Longer-term perspective
While the near-term outlook for HYPE is clearly clouded by sell-side dynamics, long-term valuation depends on fundamental adoption of the Hyperliquid platform, product development, user retention metrics and how well the project navigates competitive pressure from protocols like Aster. Large unlocks and whale behavior are significant near-term headwinds, but they do not necessarily determine long-term viability if the protocol continues to attract liquidity, trading volume and real-world use.
Investors with a higher risk tolerance may view this correction as an opportunity to accumulate at lower prices, but only after due diligence on tokenomics, unlock schedules and on-chain supply distribution. Conservative participants may choose to wait for trend confirmation, for example a clean reclaim of $46 or a sustained volume-led reversal, before adding exposure.
Final thoughts
HYPEs 27% drop over the past week is the product of several converging forces: profit-taking, concentrated whale selling, and a looming $11.9 billion token unlock in November that has increased dilution fears. Added competition from Aster, which has already eclipsed Hyperliquid in daily volume, compounds the pressure. Technical indicators favor bears in the short term, with crucial support near $40 and downside risk toward $36 if selling intensifies.
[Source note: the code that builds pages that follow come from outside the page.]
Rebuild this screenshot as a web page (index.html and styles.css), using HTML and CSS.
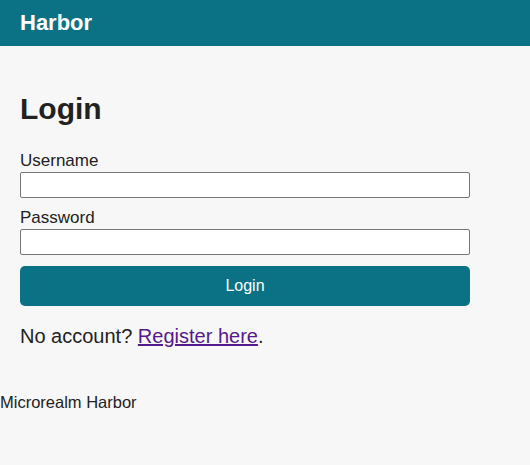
FILE: index.html
```html
<!DOCTYPE html>
<html>
<head>
<meta charset="utf-8">
<title>Harbor - Login</title>
<link rel="stylesheet" href="styles.css">
</head>
<body>
<header class="topbar">
  <span class="brand">Harbor</span>
</header>
<main class="content">
  <h1 class="title">Login</h1>
  <form class="login-form">
    <label class="field-label" for="username">Username</label>
    <input class="field-input" id="username" type="text">
    <label class="field-label" for="password">Password</label>
    <input class="field-input" id="password" type="password">
    <button class="submit" type="button">Login</button>
  </form>
  <p class="register">No account? <a href="#register" class="register-link">Register here</a>.</p>
</main>
<footer class="footer">Microrealm Harbor</footer>
</body>
</html>
```

FILE: styles.css
```css
html, body {
  margin: 0;
  padding: 0;
}
body {
  background: #f7f7f7;
  color: #222;
  font-family: "Liberation Sans", Arial, sans-serif;
}
.topbar {
  background: #0b7285;
  color: #fff;
  height: 46px;
  padding: 0 20px;
  display: flex;
  align-items: center;
  box-sizing: border-box;
}
.brand {
  font-size: 22px;
  line-height: 26px;
  font-weight: bold;
}
.content {
  padding: 20px;
}
.title {
  font-size: 30px;
  line-height: 36px;
  margin: 25px 0 24px;
}
.login-form {
  display: flex;
  flex-direction: column;
  max-width: 450px;
}
.field-label {
  font-size: 17px;
  line-height: 20px;
  margin-bottom: 1px;
}
.field-input {
  height: 26px;
  box-sizing: border-box;
  border: 1px solid #767676;
  border-radius: 2px;
  background: #fff;
  margin: 0 0 10px;
}
.submit {
  margin-top: 1px;
  height: 40px;
  background: #0b7285;
  color: #fff;
  border: none;
  border-radius: 5px;
  font-family: "Liberation Sans", Arial, sans-serif;
  font-size: 16px;
}
.register {
  font-size: 20px;
  line-height: 23px;
  margin: 19px 0 0;
}
.register-link {
  color: #551a8b;
}
.footer {
  font-size: 16.5px;
  line-height: 18px;
  margin-top: 25px;
}
```
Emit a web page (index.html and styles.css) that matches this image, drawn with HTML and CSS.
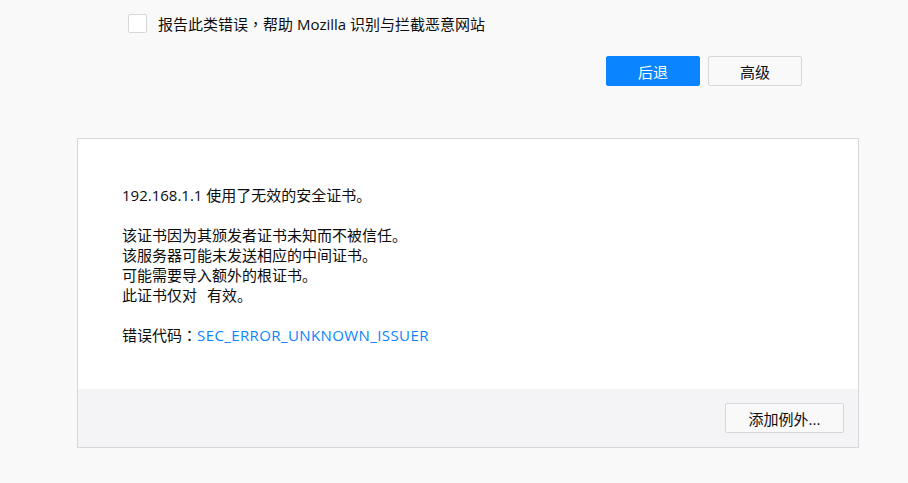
FILE: index.html
```html
<!DOCTYPE html>
<html lang="zh-CN">
<head>
    <meta charset="UTF-8">
    <title>连接不安全</title>
    <link rel="stylesheet" href="styles.css">
</head>
<body>
    <div class="container">
        <label class="report">
            <span class="checkbox"></span>
            <span>报告此类错误<span class="punct" lang="zh-TW">，</span>帮助 Mozilla 识别与拦截恶意网站</span>
        </label>

        <div class="actions">
            <button class="btn primary">后退</button>
            <button class="btn">高级</button>
        </div>

        <div class="panel">
            <div class="panel-body">
                <p>192.168.1.1 使用了无效的安全证书。</p>
                <p>该证书因为其颁发者证书未知而不被信任。<br>
                    该服务器可能未发送相应的中间证书。<br>
                    可能需要导入额外的根证书。<br>
                    此证书仅对<span class="host"></span>有效。</p>
                <p>错误代码<span class="punct" lang="zh-TW">：</span><a class="code" href="#">SEC_ERROR_UNKNOWN_ISSUER</a></p>
            </div>
            <div class="panel-footer">
                <button class="btn exception">添加例外...</button>
            </div>
        </div>
    </div>
</body>
</html>
```

FILE: styles.css
```css
* {
    margin: 0;
    padding: 0;
    box-sizing: border-box;
}

body {
    font-family: "Open Sans", "Noto Sans CJK SC", sans-serif;
    font-size: 15px;
    line-height: 20px;
    color: #0c0c0d;
    background-color: #f9f9fa;
}

/* full-width punctuation sits centred in its cell */
.punct {
    font-family: "Noto Sans CJK TC", sans-serif;
}

.container {
    width: 782px;
    margin-left: 77px;
}

.report {
    display: flex;
    align-items: center;
    margin-top: 14px;
    padding-left: 51px;
    height: 19px;
}

.checkbox {
    width: 19px;
    height: 19px;
    margin-right: 11px;
    border: 1px solid #d7d7db;
    border-radius: 2px;
    background-color: #fff;
}

.actions {
    display: flex;
    justify-content: flex-end;
    gap: 8px;
    margin-top: 23px;
    padding-right: 57px;
}

.btn {
    width: 94px;
    height: 30px;
    font-family: inherit;
    font-size: 15px;
    color: #0c0c0d;
    background-color: #f9f9fa;
    border: 1px solid #d7d7db;
    border-radius: 2px;
}

.btn.primary {
    color: #fff;
    background-color: #0a84ff;
    border-color: #0a84ff;
}

.panel {
    margin-top: 52px;
    border: 1px solid #d7d7db;
    background-color: #fff;
}

.panel-body {
    padding: 46px 44px 44px;
}

.panel-body p {
    margin-bottom: 20px;
}

.panel-body p:last-child {
    margin-bottom: 0;
}

.host {
    display: inline-block;
    width: 10px;
}

.code {
    color: #0a84ff;
    text-decoration: none;
    letter-spacing: 0.4px;
}

.panel-footer {
    display: flex;
    justify-content: flex-end;
    padding: 14px;
    background-color: #f4f4f6;
}

.btn.exception {
    width: 119px;
}
```
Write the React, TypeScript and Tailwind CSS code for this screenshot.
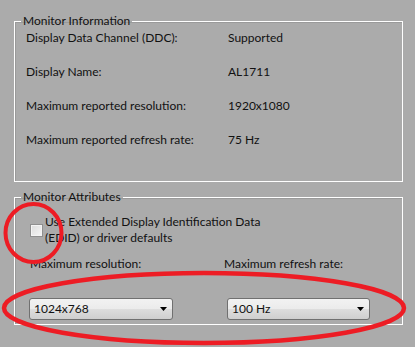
const font = { fontFamily: 'Lato, "Noto Sans", sans-serif' };

function Dropdown({ value, className }: { value: string; className?: string }) {
    return (
        <div className={`h-[22px] flex items-center justify-between rounded-[3px] border border-[#707070] bg-[linear-gradient(#f2f2f2_0%,#ebebeb_50%,#dddddd_51%,#cfcfcf_100%)] pl-[4px] pr-[5px] ${className ?? ''}`}>
            <span className="text-[12px] leading-[16px] text-[#111]">{value}</span>
            <svg width="7" height="4" viewBox="0 0 7 4"><path d="M0 0h7L3.5 4z" fill="#000" /></svg>
        </div>
    );
}

function InfoRow({ label, value }: { label: string; value: string }) {
    return (
        <div className="grid grid-cols-[202px_1fr] leading-[16px]">
            <span>{label}</span>
            <span>{value}</span>
        </div>
    );
}

export default function App() {
    return (
        <div className="relative w-[415px] h-[347px] overflow-hidden bg-[#ababab] pt-[13px] text-[12px] text-[#111]" style={font}>
            <fieldset className="ml-[14px] w-[389px] border border-white px-0 pb-[33px] shadow-[inset_1px_1px_0_#9a9a9a]">
                <legend className="ml-[6px] px-[2px] leading-[16px]">Monitor Information</legend>
                <div className="flex flex-col gap-[18px] pl-[11px] pt-[1px]">
                    <InfoRow label="Display Data Channel (DDC):" value="Supported" />
                    <InfoRow label="Display Name:" value="AL1711" />
                    <InfoRow label="Maximum reported resolution:" value="1920x1080" />
                    <InfoRow label="Maximum reported refresh rate:" value="75 Hz" />
                </div>
            </fieldset>

            <fieldset className="mt-[7px] ml-[14px] w-[389px] border border-white px-0 pb-[4px] shadow-[inset_1px_1px_0_#9a9a9a]">
                <legend className="ml-[6px] px-[2px] leading-[16px]">Monitor Attributes</legend>
                <div className="pl-[15px] pt-[9px]">
                    <label className="flex items-center gap-[2px] leading-[16px]">
                        <span className="w-[13px] h-[13px] shrink-0 border border-[#8f8f8f] bg-[linear-gradient(135deg,#dcdcdc,#f7f7f7)] shadow-[inset_0_0_0_1px_#f4f4f4]" />
                        <span>Use Extended Display Identification Data<br />(EDID) or driver defaults</span>
                    </label>
                    <div className="mt-[10px] grid grid-cols-[194px_1fr] leading-[16px]">
                        <span>Maximum resolution:</span>
                        <span>Maximum refresh rate:</span>
                    </div>
                    <div className="mt-[26px] grid grid-cols-[197px_1fr]">
                        <Dropdown value="1024x768" className="-ml-[1px] w-[144px]" />
                        <Dropdown value="100 Hz" className="w-[143px]" />
                    </div>
                </div>
            </fieldset>

            <svg className="absolute inset-0 pointer-events-none" width="415" height="347" viewBox="0 0 415 347">
                <ellipse cx="33.5" cy="233" rx="28" ry="29" fill="none" stroke="#ed1c24" strokeWidth="4" />
                <ellipse cx="204" cy="308" rx="200" ry="35" fill="none" stroke="#ed1c24" strokeWidth="4.5" />
            </svg>
        </div>
    );
}
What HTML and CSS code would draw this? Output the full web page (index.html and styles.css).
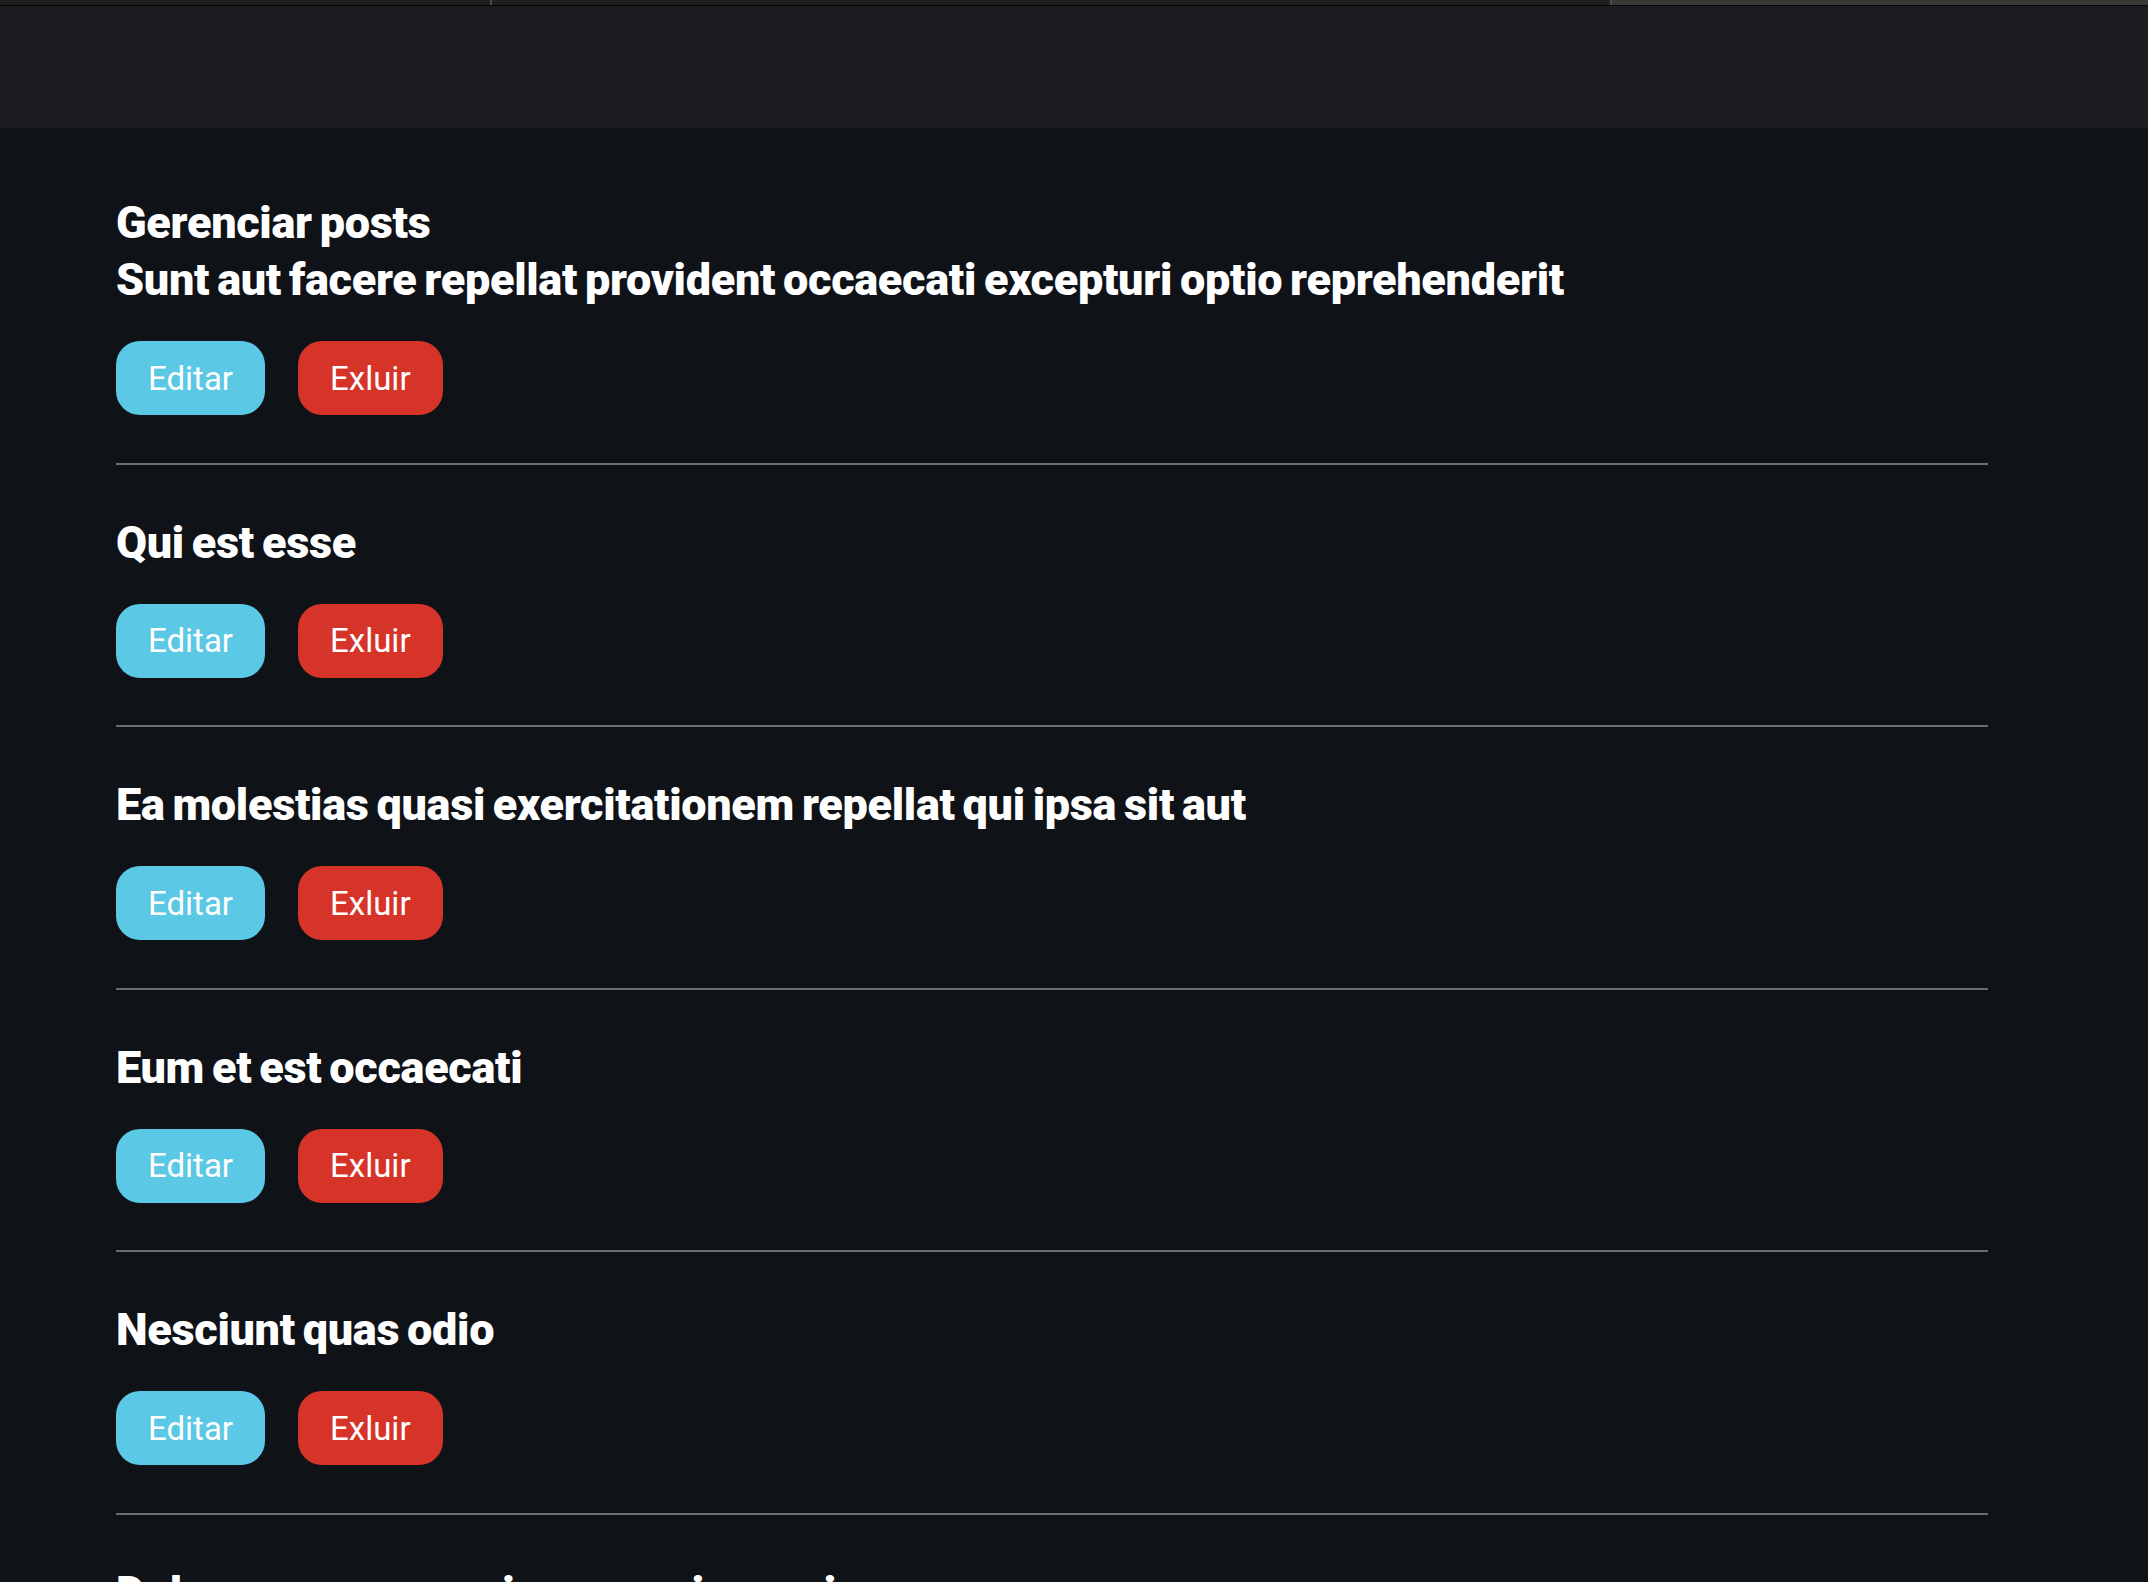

Traders should monitor on-chain flows, exchange inflows, and unlock developments closely, and manage risk with disciplined sizing and clear stop or take-profit plans.
This correction underscores the broader reality for crypto markets: rapid rallies can reverse quickly when liquidity is thin and impatience sets in. For HYPE, the path back to sustained strength will require mitigating unlock concerns, reclaiming key technical levels and regaining market share lost to emerging DEX rivals.